To the Knowledge of Wolverine, all of the inventory of Wolverine Shanghai reflected in the balance sheet included in the Wolverine Shanghai Interim Financial Statements consists of a quality and quantity usable and salable in the Ordinary Course of Wolverine Shanghai’s business, as required by Chinese GAAP applied on a consistent basis. To the Knowledge of Wolverine, on the Accelerated Purchase Closing Date all inventories of Wolverine Shanghai which have not been not written off have been priced at the lower of cost or market net realizable value on a first in, first out basis and the quantities of each item of inventory (whether raw materials, work-in-process, or finished goods) are reasonable under the circumstances on the Accelerated Purchase Closing Date.

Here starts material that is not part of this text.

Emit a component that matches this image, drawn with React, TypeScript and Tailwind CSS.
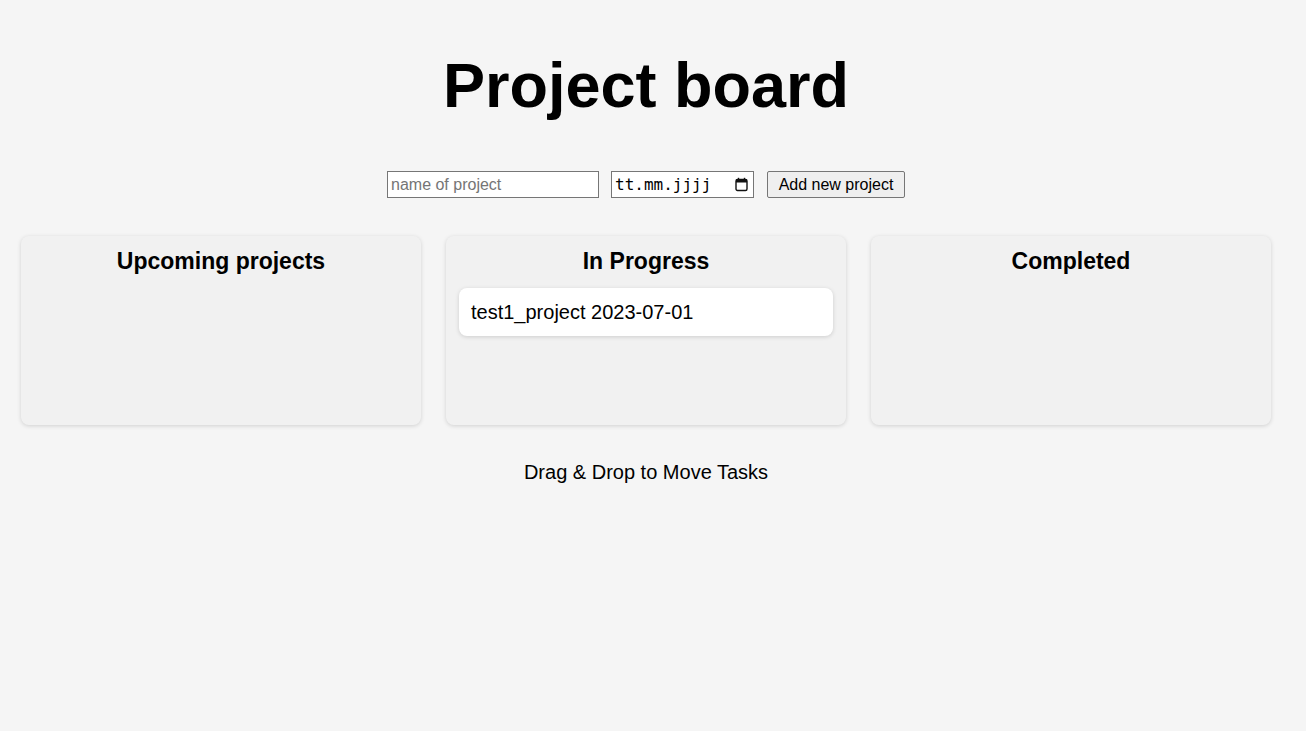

(o) No Undisclosed Liabilities.
Wolverine Shanghai has no material liabilities or obligations except for liabilities or obligations reflected or reserved against in the Wolverine Shanghai Financial Statements or related records, current liabilities incurred in the Ordinary Course of business, and liabilities previously disclosed to Purchaser in writing.
Section 6. Representations of Purchaser.
Purchaser represents to Wolverine, W/Investments, and Wolverine Shanghai, each, as of the Accelerated Purchase Closing as follows:
(a) Organization; Ownership Interests.
(i) The Purchaser is duly organized, validly existing, and in good standing under the laws of the jurisdiction of its incorporation or other formation, is duly qualified to do business and in good standing in each other jurisdiction in which it conducts business where its failure to do so would materially adversely affect its operations, has all requisite corporate power and authority to own, lease and operate the assets used in its business, to carry on its business as presently conducted, to enter into this Agreement and the other Accelerated Purchase Transaction Documents, to perform its obligations hereunder and thereunder, and to consummate the transactions contemplated by this Agreement and the other Accelerated Purchase Transaction Documents. Attached as Schedule 6(a) are correct and complete copies of the Organization Instruments of Purchaser, as in effect on the date of this Agreement.
(ii) Xxxxxxx owns directly thirty (30) Membership Units representing thirty percent (30%) of the ownership interests in W/Investments, free and clear of all liens, claims, restrictions and encumbrances.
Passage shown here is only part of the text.